Saddam's Nuclear Program
Last week marked an important milestone in the destruction of Saddam Hussein's WMD program - the elimination of the regime's stockpile of nuclear materials. This particular stockpile had been locked up by the United Nations weapons inspectors prior to the invasion in 2003, so many are discounting last week's event because of that reason - it was there and we knew about it prior to our overthrow of Saddam.
But it's extremely important to realize that as the sanctions were collapsing in the time preceding March of 2003, and after Saddam had repeatedly thrown out the inspectors, that supply (some 550 metric tons) could have been used by Saddam in a weapons program at any time - all he had to do was break the seal on the door. And people conveniently forget that while the reports of the weapons inspectors subsequent to the fall of Saddam admittedly didn't contain reports of newly discovered weapons stockpiles, they did admit that Saddam had two plans in place. The first was to stop the sanctions - something that their allies (the French and the Russians, and some within our own State Department) were well on their way to accomplishing. The second was to reconstitute their WMD programs. In fact, David Kay infamously stated before Congress in 2003 and 2004 that what he found along those lines was significantly more frightening than if he had found WMD stockpiles.
Eventually, an accurate and non-political history of what was going on in Iraq pre-2003 will be written. But until then we have editorials like this one from the New York Sun (Iraq's Yellowcake) to remind us of what might have been:
Here's a story you may have missed over the long holiday weekend: 550 metric tons of yellowcake uranium worth tens of millions of dollars were shipped out of Iraq to Canada. The material was transported in 37 military flights in 3,500 secure barrels, according to the Associated Press.

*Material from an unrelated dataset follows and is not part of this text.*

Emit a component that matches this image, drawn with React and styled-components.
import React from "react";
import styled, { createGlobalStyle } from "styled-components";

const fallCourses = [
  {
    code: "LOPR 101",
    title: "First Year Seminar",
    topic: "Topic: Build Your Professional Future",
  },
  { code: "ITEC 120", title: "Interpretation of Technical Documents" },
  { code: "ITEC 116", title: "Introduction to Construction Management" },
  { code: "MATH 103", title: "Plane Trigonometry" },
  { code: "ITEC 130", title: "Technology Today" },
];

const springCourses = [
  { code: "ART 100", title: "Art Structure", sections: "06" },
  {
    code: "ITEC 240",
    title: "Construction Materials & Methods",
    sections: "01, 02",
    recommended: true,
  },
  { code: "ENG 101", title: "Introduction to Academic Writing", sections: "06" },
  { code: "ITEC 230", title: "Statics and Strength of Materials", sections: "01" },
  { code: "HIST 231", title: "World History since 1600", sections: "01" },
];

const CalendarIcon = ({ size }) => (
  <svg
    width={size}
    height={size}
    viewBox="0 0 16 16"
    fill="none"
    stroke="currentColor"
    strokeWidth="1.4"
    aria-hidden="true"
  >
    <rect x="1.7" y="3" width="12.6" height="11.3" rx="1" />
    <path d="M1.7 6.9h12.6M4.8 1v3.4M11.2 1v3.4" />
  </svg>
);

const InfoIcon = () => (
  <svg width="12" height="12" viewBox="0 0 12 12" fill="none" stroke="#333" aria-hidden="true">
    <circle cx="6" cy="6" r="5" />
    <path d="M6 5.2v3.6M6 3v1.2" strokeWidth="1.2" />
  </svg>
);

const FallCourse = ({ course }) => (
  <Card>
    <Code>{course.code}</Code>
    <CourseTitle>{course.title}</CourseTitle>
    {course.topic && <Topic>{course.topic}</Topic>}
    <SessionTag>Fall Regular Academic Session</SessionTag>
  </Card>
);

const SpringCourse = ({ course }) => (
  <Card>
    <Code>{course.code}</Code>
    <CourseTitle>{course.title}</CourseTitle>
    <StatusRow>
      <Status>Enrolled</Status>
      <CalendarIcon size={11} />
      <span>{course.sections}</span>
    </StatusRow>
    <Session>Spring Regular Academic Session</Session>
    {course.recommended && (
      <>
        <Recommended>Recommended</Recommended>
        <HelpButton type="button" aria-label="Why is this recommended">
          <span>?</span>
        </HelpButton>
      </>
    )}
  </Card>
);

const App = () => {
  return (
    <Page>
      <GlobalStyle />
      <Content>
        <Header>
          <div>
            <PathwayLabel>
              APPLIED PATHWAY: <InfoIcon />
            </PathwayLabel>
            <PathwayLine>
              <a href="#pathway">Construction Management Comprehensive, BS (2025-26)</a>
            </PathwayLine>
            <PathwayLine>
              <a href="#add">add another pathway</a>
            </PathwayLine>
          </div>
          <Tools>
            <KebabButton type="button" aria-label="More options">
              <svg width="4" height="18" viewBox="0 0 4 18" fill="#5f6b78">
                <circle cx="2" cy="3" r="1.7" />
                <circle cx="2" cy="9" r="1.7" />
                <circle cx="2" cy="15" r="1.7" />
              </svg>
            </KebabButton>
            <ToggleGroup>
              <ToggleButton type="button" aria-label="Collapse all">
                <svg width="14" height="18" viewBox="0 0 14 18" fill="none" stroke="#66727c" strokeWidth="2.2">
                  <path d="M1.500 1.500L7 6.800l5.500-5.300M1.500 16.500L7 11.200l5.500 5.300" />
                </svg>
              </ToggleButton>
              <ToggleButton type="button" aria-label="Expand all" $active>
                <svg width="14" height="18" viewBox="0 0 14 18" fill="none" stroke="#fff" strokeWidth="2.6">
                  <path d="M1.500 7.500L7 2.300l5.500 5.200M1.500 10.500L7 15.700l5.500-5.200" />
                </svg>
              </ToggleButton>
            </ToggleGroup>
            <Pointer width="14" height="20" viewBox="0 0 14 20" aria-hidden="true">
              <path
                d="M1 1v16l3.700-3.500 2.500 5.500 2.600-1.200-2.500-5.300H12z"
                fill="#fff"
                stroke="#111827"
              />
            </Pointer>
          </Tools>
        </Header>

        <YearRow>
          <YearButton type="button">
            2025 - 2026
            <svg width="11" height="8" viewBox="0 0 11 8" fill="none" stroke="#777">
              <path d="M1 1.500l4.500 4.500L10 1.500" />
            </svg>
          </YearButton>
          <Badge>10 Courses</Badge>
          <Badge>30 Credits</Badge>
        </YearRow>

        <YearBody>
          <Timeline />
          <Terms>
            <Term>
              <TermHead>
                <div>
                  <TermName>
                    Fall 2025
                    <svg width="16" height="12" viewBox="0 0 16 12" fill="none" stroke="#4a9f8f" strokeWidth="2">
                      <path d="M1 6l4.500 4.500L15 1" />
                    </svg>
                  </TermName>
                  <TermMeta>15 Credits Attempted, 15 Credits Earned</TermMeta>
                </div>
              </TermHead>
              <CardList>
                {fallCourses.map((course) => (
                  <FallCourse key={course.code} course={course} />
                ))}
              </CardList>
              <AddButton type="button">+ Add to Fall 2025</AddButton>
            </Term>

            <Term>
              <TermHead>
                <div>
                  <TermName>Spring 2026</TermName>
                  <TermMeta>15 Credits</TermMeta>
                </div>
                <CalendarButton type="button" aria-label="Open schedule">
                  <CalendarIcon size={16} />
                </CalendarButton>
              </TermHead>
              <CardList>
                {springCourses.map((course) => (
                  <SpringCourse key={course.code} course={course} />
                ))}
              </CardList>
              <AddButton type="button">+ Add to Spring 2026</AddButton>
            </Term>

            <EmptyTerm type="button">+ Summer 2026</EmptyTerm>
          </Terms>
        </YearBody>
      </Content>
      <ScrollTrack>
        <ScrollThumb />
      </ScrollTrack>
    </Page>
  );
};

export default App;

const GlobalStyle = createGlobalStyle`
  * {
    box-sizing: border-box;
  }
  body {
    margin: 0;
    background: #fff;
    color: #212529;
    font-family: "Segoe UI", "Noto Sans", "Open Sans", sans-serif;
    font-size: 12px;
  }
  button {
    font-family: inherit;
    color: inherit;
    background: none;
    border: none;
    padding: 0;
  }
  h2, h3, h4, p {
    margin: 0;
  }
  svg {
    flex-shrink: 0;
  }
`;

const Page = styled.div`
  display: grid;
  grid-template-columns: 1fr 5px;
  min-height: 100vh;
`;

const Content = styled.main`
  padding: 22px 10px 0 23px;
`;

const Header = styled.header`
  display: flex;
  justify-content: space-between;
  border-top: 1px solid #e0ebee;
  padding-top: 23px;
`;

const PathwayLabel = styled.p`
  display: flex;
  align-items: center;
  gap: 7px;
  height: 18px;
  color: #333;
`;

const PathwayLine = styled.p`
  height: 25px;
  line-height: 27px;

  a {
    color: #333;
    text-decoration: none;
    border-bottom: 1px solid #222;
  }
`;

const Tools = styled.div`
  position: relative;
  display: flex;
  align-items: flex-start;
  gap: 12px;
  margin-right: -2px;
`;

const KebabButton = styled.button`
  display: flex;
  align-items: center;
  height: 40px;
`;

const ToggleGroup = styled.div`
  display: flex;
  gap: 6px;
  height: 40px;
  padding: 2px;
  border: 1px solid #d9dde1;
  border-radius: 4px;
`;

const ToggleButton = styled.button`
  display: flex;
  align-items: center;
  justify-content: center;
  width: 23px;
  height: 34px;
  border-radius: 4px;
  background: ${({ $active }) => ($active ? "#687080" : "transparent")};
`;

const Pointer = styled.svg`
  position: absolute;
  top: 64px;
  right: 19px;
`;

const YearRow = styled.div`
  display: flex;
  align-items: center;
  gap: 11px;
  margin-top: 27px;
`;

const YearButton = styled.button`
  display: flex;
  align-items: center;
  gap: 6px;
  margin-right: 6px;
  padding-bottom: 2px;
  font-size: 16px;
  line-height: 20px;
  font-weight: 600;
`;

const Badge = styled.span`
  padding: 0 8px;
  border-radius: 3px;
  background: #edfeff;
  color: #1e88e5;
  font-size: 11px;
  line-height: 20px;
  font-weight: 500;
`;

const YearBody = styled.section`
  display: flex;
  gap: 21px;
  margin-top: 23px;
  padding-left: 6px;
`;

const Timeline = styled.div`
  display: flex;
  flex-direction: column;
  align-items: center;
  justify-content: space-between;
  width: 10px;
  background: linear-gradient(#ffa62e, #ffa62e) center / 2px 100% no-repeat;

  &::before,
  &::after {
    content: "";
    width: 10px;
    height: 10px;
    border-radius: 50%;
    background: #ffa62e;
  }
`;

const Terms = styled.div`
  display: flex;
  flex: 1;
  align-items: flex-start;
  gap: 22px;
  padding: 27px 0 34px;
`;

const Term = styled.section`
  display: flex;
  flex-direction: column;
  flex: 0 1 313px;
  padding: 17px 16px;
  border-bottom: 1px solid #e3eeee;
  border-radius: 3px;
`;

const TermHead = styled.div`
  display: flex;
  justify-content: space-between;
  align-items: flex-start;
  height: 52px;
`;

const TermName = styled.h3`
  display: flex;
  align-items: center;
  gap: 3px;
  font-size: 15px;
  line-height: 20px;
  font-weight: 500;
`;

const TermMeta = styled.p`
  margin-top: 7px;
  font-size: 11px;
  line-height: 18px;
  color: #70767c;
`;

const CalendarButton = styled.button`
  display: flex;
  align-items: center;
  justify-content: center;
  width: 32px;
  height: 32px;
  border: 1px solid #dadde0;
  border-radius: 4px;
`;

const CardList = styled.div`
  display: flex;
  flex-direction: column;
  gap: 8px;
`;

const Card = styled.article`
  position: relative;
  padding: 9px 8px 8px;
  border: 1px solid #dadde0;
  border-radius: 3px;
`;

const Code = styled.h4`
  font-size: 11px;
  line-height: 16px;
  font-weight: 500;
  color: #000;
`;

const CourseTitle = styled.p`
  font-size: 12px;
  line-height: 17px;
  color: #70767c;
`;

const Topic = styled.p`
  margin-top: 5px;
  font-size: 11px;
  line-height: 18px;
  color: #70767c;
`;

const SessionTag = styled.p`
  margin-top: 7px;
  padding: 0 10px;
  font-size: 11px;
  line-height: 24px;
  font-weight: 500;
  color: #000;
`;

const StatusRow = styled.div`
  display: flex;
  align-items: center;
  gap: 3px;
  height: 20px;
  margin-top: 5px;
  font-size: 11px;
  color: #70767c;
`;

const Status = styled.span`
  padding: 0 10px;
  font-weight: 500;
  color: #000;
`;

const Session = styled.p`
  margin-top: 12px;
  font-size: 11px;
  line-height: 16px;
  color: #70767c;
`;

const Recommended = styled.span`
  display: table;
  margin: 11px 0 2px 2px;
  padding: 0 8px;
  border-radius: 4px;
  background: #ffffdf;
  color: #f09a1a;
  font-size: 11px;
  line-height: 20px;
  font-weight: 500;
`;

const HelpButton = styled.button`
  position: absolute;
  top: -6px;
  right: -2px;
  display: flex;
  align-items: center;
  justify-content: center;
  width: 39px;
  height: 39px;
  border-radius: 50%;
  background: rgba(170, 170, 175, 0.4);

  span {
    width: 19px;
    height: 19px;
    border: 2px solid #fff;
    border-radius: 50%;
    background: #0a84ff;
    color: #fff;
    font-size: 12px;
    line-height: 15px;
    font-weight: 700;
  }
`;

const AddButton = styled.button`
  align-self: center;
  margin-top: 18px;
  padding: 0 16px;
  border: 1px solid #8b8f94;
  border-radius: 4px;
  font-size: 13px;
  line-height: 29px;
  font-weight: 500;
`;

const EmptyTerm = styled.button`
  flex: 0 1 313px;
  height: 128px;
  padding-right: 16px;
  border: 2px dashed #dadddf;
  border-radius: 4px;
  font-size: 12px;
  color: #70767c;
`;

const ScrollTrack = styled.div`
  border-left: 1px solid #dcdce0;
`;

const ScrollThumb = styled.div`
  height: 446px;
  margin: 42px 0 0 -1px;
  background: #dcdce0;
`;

There hasn't been much of a fuss about this material because it had been discovered already by United Nations inspectors after the first Gulf War. But it took a second American war in Iraq to move the material out of the Middle East. For all the talk about America's failure to discover Iraq's weapons of mass destruction, this is a big deal. We've reported on claims by top Israeli officials speaking on the record that Iraq smuggled its chemical weapons to Syria before America invaded in 2003.
The chemical weapons issue is another subject that we haven't heard the last of, but with today's political State Department it will be decades before we find out the truth - simply because no-one presently in charge will press for it. Regardless, this nuclear materials transfer reminds us that we are much, much safer now that Saddam is no longer around - no matter what the naysayers say.